The NHS has been pledged an £8bn increase in its overall funding by 2020, but Mr Stevens said the basis of his five-year plan for the health service, which the Conservatives pledged to support at the election, was that funding would be ‘front-loaded’, with most of extra cash arriving in 2016/17 and 2017/18.

With the Chancellor seeking to save £20bn from Government budgets, it is thought the Treasury wants funding to increase more slowly. But Mr Stevens said the NHS needed extra cash to “kick-start” service changes that he says will lead to savings in the long-run.

“As of today, considerably more progress is going to be needed before we can say we have a genuinely workable NHS funding solution for 2016-17 and 2017-18, but spending reviews usually come down to the wire, so hopefully we’ll get there by 25 November,” he told the Health Service Journal adding that a recent report by the Organisation for Economic Cooperation and Development, which identified short-staffing in the NHS, had highlighted how UK health spending was already “incredibly lean”.
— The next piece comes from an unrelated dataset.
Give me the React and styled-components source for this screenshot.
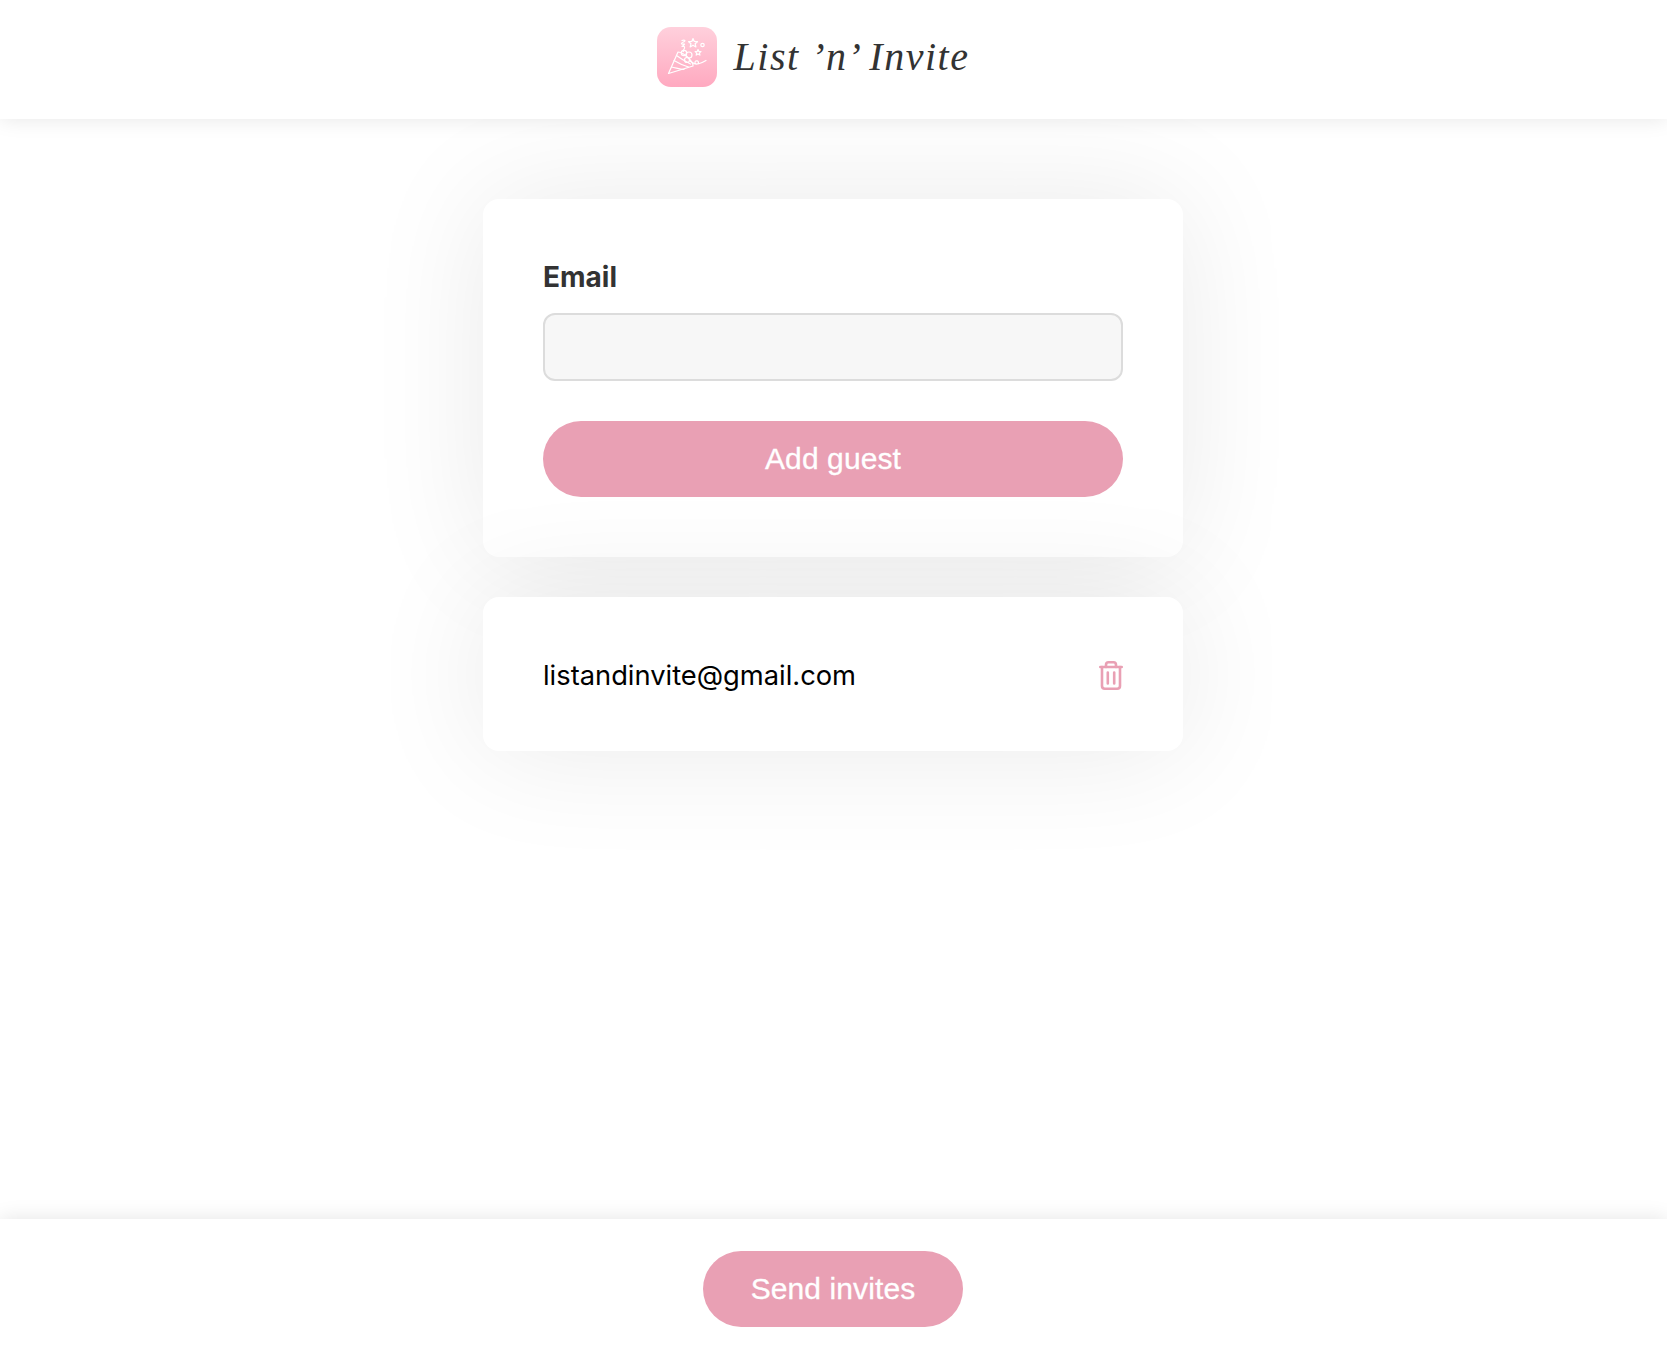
import React from "react";
import styled, { createGlobalStyle } from "styled-components";

const Global = createGlobalStyle`
  html, body { margin: 0; padding: 0; background: #fff; }
  * { box-sizing: border-box; }
`;
const Page = styled.div`
  min-height: 100vh;
  display: flex;
  flex-direction: column;
  font-family: "Liberation Sans", Arial, sans-serif;
  overflow: hidden;
`;
const Header = styled.header`
  position: relative;
  z-index: 2;
  height: 119px;
  background: #fff;
  box-shadow: 0 0 20px rgba(0, 0, 0, 0.1);
  display: flex;
  align-items: flex-start;
  justify-content: center;
  padding: 27px 41px 0 0;
  gap: 17px;
`;
const LogoIcon = styled.div`
  width: 60px;
  height: 60px;
  border-radius: 14px;
  background: linear-gradient(180deg, #ffd0dc 0%, #ffa9c0 100%);
`;
const LogoText = styled.div`
  font-family: "Liberation Serif", serif;
  font-style: italic;
  font-size: 40px;
  line-height: 60px;
  letter-spacing: 1.5px;
  color: #333;
`;
const Main = styled.main`
  flex: 1;
  display: flex;
  flex-direction: column;
  align-items: center;
  padding: 80px 1px 0 0;
  gap: 40px;
`;
const Card = styled.section`
  width: 700px;
  background: #fff;
  border-radius: 16px;
  box-shadow: 0 0 120px rgba(0, 0, 0, 0.085);
`;
const FormCard = styled(Card)`
  height: 358px;
  padding: 60px;
  display: flex;
  flex-direction: column;
`;
const Label = styled.label`
  font-family: Inter, sans-serif;
  font-weight: 700;
  font-size: 28px;
  line-height: 34px;
  color: #333;
  margin: 1px 0 19px;
`;
const Input = styled.input`
  height: 68px;
  width: 100%;
  background: #f7f7f7;
  border: 2px solid #dcdcdc;
  border-radius: 12px;
  outline: none;
  margin-bottom: 40px;
`;
const Button = styled.button`
  height: 76px;
  border: none;
  border-radius: 38px;
  background: #e9a0b4;
  color: #fff;
  font-family: "Liberation Sans", Arial, sans-serif;
  font-size: 30px;
  letter-spacing: 0.1px;
  -webkit-text-stroke: 0.3px #fff;
  width: ${(p) => p.$width};
`;
const GuestCard = styled(Card)`
  height: 154px;
  padding: 3px 60px 0;
  display: flex;
  align-items: center;
  justify-content: space-between;
`;
const GuestEmail = styled.span`
  font-family: Inter, sans-serif;
  font-size: 27.300px;
  color: #000;
`;
const Footer = styled.footer`
  position: relative;
  z-index: 2;
  height: 129px;
  background: #fff;
  box-shadow: 0 0 20px rgba(0, 0, 0, 0.11);
  display: flex;
  justify-content: center;
  padding: 32px 1px 0 0;
`;

const Popper = () => (
  <svg width="60" height="60" viewBox="0 0 60 60" fill="none" stroke="#fff" strokeWidth="1.2" strokeLinecap="round" strokeLinejoin="round">
    <path d="M11.5 46.5L21 25c3 0 8 3 11 6.5s4.500 5.500 4 7.500Z" />
    <path d="M14.500 40c5 1 9 2.500 12.500 2.500M17 33.500c5 3 9 5 14.500 6.500M19.500 28.500c4 3 8 5.500 14 8.500" />
    <circle cx="27" cy="26" r="2.700" />
    <circle cx="32" cy="28" r="3" />
    <circle cx="30" cy="33" r="2.500" />
    <path d="M33 34c3 2 6 5 8 2.500s-3-4-3-1 6 1 11-2" />
    <path d="M25 13.500c3-1 4 .5 1.500 1.500s-3 2.500 0 2-1.500 2.500-1.500 2.500 3-1 2.500 1.500-2.500 2.500-1 3.500" />
    <path d="M36 11.500l1.300 3 3.200.2-2.400 2 .8 3.200-2.900-1.700-2.800 1.700.8-3.200-2.400-2 3.200-.2Z" />
    <path d="M41 22.500l.9 1.900 2.100.2-1.600 1.400.5 2.100-1.900-1.100-1.800 1.100.5-2.100-1.600-1.400 2.100-.2Z" />
    <circle cx="45.500" cy="18" r="1.700" />
  </svg>
);

const Trash = () => (
  <svg width="24" height="29" viewBox="0 0 24 29" fill="none" stroke="#e9a0b4" strokeWidth="2.600" strokeLinecap="round" strokeLinejoin="round">
    <path d="M1.300 6h21.400" />
    <path d="M7 6V4C7 2.200 8.200 1.300 9.500 1.300h5C15.800 1.300 17 2.200 17 4v2" />
    <path d="M3 6v19c0 1.700 1.100 2.700 2.800 2.700h12.400c1.700 0 2.800-1 2.800-2.700V6" />
    <path d="M8.800 11.500v11M15.200 11.500v11" />
  </svg>
);

export default function App() {
  return (
    <Page>
      <Global />
      <Header>
        <LogoIcon><Popper /></LogoIcon>
        <LogoText>List ’n’ Invite</LogoText>
      </Header>
      <Main>
        <FormCard>
          <Label>Email</Label>
          <Input type="email" />
          <Button $width="100%">Add guest</Button>
        </FormCard>
        <GuestCard>
          <GuestEmail>listandinvite@gmail.com</GuestEmail>
          <Trash />
        </GuestCard>
      </Main>
      <Footer>
        <Button $width="260px">Send invites</Button>
      </Footer>
    </Page>
  );
}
Council care budgets are at risk from further cuts.

Mr Osborne said on 9 November that the Department of Communities and Local Government (DCLG) would see its day-to-day funding fall by eight per cent each year for the next four years.

While this cut applies to departmental spending and not council budgets, the Local Government Association (LGA) warned that, if the spending review were to propose a similar size cut for councils would mean even less support for the elderly and vulnerable.

“A similar size reduction to core council funding would leave councils facing £16.5 billion in funding reductions and increased cost pressures by the end of the decade,” Lord Porter, chairman of the LGA said. “This would have a significant impact on the ability of councils to continue protecting the services communities rely on,”

Two other departments – Transport and Environment – have also reached early agreements with the Chancellor on eight per cent cuts for four years to their day-to-day resource spending. Both departments have large capital budgets which will not be affected by the cuts announced so far. The Treasury will also cut departmental spending.

Mr Osborne’s decision to announce the cuts in advance of his autumn statement piles on ministers still in talks with the Chancellor. Work and Pensions Secretary Iain Duncan Smith, Home Secretary Theresa May and Foreign Secretary Philip Hammond are all understood to among those yet to reach agreement over cuts to their departments.